Nevertheless, aside from The Equity Builder Formula™ in the last chapter, the book falls short of providing concrete ways in which we can acquire wealth. Contrary to its title, Kendra focuses on convincing us to ‘Risk’ and minimally on tactical ways to ‘Grow Rich.’ In the end, the book comes off as innovative therapy for the risk averse, or better yet, a psychological intervention to conquer the reader’s complacency.
With her therapeutic stance on changing the way people think about risk, Kendra appears a bit trite. She constantly drills ‘risk, risk, risk,’ into our heads and – as there are only so many ways to convince someone to take a chance- she often ends up repeating herself.
Furthermore, although it is refreshing to hear the information with a spark of optimism and youth, at times I found myself questioning her credibility. While Kendra is undoubtedly intelligent and well versed in most matters in which she speaks, she forcefully urges risk even though she has not experienced a major failure.

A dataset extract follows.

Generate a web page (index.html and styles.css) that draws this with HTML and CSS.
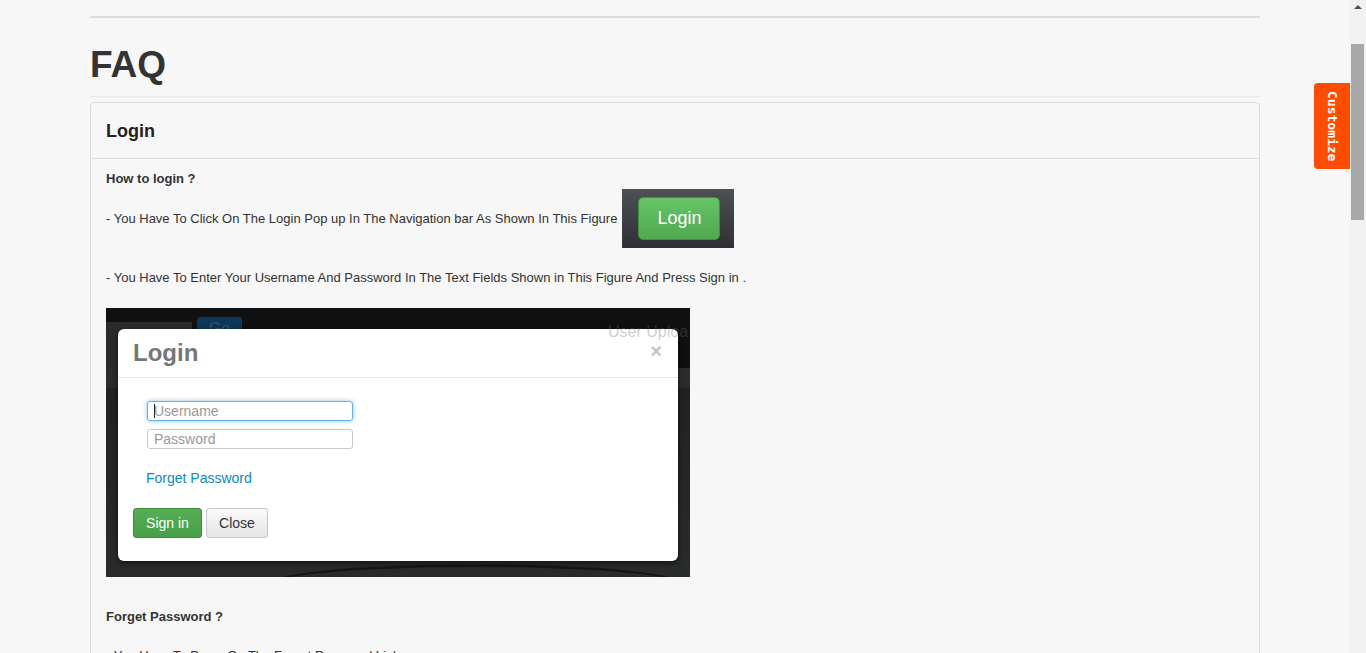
FILE: index.html
```html
<!DOCTYPE html>
<html>
<head>
<meta charset="utf-8">
<link rel="stylesheet" href="styles.css">
</head>
<body>
<div class="page">
  <div class="container">
    <hr class="top-rule">
    <div class="page-header"><h1>FAQ</h1></div>
    <div class="panel">
      <div class="panel-heading">Login</div>
      <div class="panel-body">
        <p class="q">How to login ?</p>
        <p class="line-img">- You Have To Click On The Login Pop up In The Navigation bar As Shown In This Figure
          <span class="shot-login"><span class="shot-login-btn">Login</span></span>
        </p>
        <p class="line l3">- You Have To Enter Your Username And Password In The Text Fields Shown in This Figure And Press Sign in .</p>
        <div class="shot-modal">
          <div class="sm-top">
            <div class="sm-tab"></div>
            <div class="sm-go">Go</div>
          </div>
          <div class="sm-band"></div>
          <div class="sm-dialog">
            <div class="sm-head"><span class="sm-title">Login</span><span class="sm-x">×</span></div>
            <div class="sm-body">
              <div class="sm-input focus"><span class="caret"></span>Username</div>
              <div class="sm-input">Password</div>
              <div class="sm-link">Forget Password</div>
              <div class="sm-btns"><span class="sm-sign">Sign in</span><span class="sm-close">Close</span></div>
            </div>
          </div>
          <div class="sm-user">User Uploa</div>
          <div class="sm-swoosh"></div>
        </div>
        <p class="q fp">Forget Password ?</p>
        <p class="line l5">- You Have To Press On The Forget Password Link</p>
      </div>
    </div>
  </div>
  <div class="customize">Customize</div>
  <div class="scrollbar"><div class="sb-up"></div><div class="sb-thumb"></div></div>
</div>
</body>
</html>
```
FILE: styles.css
```css
body {
  margin: 0;
  padding-right: 16px;
  background: #f7f7f7;
  font-family: "Liberation Sans", Arial, sans-serif;
  color: #333;
}
.page { min-height: 1400px; }
.container {
  width: 1170px;
  margin: 0 auto;
}
.top-rule {
  margin: 16px 0 0;
  border: 0;
  height: 2px;
  background: #dddddd;
}
.page-header {
  border-bottom: 1px solid #e8e8e8;
  height: 78px;
}
.page-header h1 {
  margin: 0;
  padding-top: 27px;
  font-size: 37px;
  line-height: 40px;
  font-weight: bold;
  color: #333;
}
.panel {
  margin-top: 5px;
  border: 1px solid #dddddd;
  border-radius: 4px;
  min-height: 1200px;
}
.panel-heading {
  height: 56px;
  box-sizing: border-box;
  padding: 15px 15px;
  font-size: 18px;
  line-height: 26px;
  font-weight: bold;
  color: #222;
  border-bottom: 1px solid #dddddd;
}
.panel-body {
  padding: 11px 15px;
  font-size: 13px;
  line-height: 18px;
}
.panel-body p { margin: 0; }
.q { font-weight: bold; color: #333; }
.line-img {
  display: flex;
  align-items: center;
  margin-top: 1px !important;
  white-space: nowrap;
}
.shot-login {
  display: block;
  width: 112px;
  height: 59px;
  margin-left: 5px;
  background: linear-gradient(#4d5055, #2e3034);
  position: relative;
}
.shot-login-btn {
  position: absolute;
  left: 16px;
  top: 8px;
  width: 82px;
  height: 43px;
  border-radius: 5px;
  background: linear-gradient(#66c466, #4fa94f);
  border: 1px solid #3f8f3f;
  box-sizing: border-box;
  color: #fff;
  font-size: 18px;
  line-height: 41px;
  text-align: center;
}
.l3 { margin-top: 21px !important; }
.shot-modal {
  margin-top: 21px;
  width: 584px;
  height: 269px;
  background: linear-gradient(#1d1e20, #2a2b2c);
  position: relative;
  overflow: hidden;
}
.sm-top {
  height: 60px;
  background: #0f1012;
  position: relative;
}
.sm-tab {
  position: absolute;
  left: 0;
  top: 14px;
  width: 86px;
  height: 50px;
  background: #2b2b2c;
}
.sm-go {
  position: absolute;
  left: 91px;
  top: 9px;
  width: 45px;
  height: 30px;
  background: #0c385a;
  border-radius: 3px;
  color: #3a5468;
  font-size: 16px;
  line-height: 24px;
  text-align: center;
}
.sm-user {
  position: absolute;
  left: 502px;
  top: 14px;
  white-space: nowrap;
  color: rgba(110,110,110,0.35);
  font-size: 16px;
  line-height: 20px;
}
.sm-band {
  height: 20px;
  background: #2c2c2d;
}
.sm-dialog {
  position: absolute;
  left: 12px;
  top: 21px;
  width: 560px;
  height: 232px;
  background: #fff;
  border-radius: 6px;
  box-shadow: 0 2px 6px rgba(0,0,0,0.6);
}
.sm-head {
  height: 48px;
  border-bottom: 1px solid #e8e8e8;
  display: flex;
  justify-content: space-between;
  align-items: center;
  padding: 0 15px;
}
.sm-title {
  font-size: 24px;
  font-weight: bold;
  color: #767676;
  margin-top: -1px;
}
.sm-x {
  font-size: 20px;
  font-weight: bold;
  color: #c4c4c4;
  margin-right: 1px;
  margin-top: -5px;
}
.sm-body { padding: 23px 15px 0; }
.sm-input {
  margin-left: 14px;
  width: 206px;
  height: 20px;
  box-sizing: border-box;
  border: 1px solid #c8c8c8;
  border-radius: 3px;
  font-size: 14px;
  line-height: 18px;
  color: #999;
  padding-left: 6px;
  margin-bottom: 8px;
  position: relative;
}
.sm-input.focus {
  border-color: rgba(82,168,236,0.9);
  box-shadow: 0 0 4px rgba(82,168,236,0.7);
}
.caret {
  position: absolute;
  left: 6px;
  top: 2px;
  width: 1px;
  height: 14px;
  background: #222;
}
.sm-link {
  margin-left: 13px;
  margin-top: 20px;
  font-size: 14px;
  line-height: 18px;
  color: #0b88c8;
}
.sm-btns {
  display: flex;
  gap: 4px;
  margin-top: 21px;
}
.sm-sign, .sm-close {
  height: 30px;
  box-sizing: border-box;
  border-radius: 3px;
  font-size: 14px;
  line-height: 28px;
  text-align: center;
}
.sm-sign {
  width: 69px;
  background: linear-gradient(#55ad55, #47a047);
  border: 1px solid #3e8e3e;
  color: #fff;
}
.sm-close {
  width: 62px;
  background: linear-gradient(#fbfbfb, #e4e4e4);
  border: 1px solid #c6c6c6;
  color: #333;
}
.sm-swoosh {
  position: absolute;
  left: 160px;
  top: 256px;
  width: 420px;
  height: 40px;
  border-radius: 50%;
  border-top: 3px solid #141516;
}
.fp { margin-top: 31px !important; }
.l5 { margin-top: 21px !important; }
.customize {
  position: fixed;
  right: 16px;
  top: 83px;
  width: 36px;
  height: 86px;
  background: #ff4c00;
  border-radius: 4px 0 0 4px;
  color: #fff;
  font-family: "DejaVu Sans Mono", monospace;
  font-weight: bold;
  font-size: 13px;
  writing-mode: vertical-rl;
  text-align: center;
  line-height: 36px;
}
.scrollbar {
  position: fixed;
  right: 0;
  top: 0;
  width: 16px;
  height: 100%;
  background: #f1f1f1;
}
.sb-up {
  position: absolute;
  left: 4px;
  top: 5px;
  width: 0;
  height: 0;
  border-left: 4px solid transparent;
  border-right: 4px solid transparent;
  border-bottom: 4px solid #505050;
}
.sb-thumb {
  position: absolute;
  left: 1px;
  top: 44px;
  width: 13px;
  height: 176px;
  background: #a8a8a8;
}
```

As she is only 27, she cannot cite many times where she has failed from a certain risky action; therefore, she cannot comment on how a person can pick oneself up from such dismay.
With that said, Kendra somewhat makes up for her shortcomings (if you can call never having failed a shortcoming) by citing examples of her co-author’s blunders. She further compensates for her inexperience in the matter by referring to great figures in history and how both their failures and their successes helped them to achieve their ultimate goals.
Overall, “Risk and Grow Rich” is a great summer read. Kendra instills confidence in her readers with her relentless optimism and the wealth of information that she has to support her claims.
While she falls far short of ‘Trump money,’ she has the potential of the kid that was ‘most likely to be rich’ in your high school yearbook. In her innocence, she offers up her wisdom with the brilliance of a valedictorian in a graduation speech.
“Passion breeds success,” she fervently explained to me. Do it Kendra’s way: think twice, take calculated risks, but by all means, she insists, “Go for it!”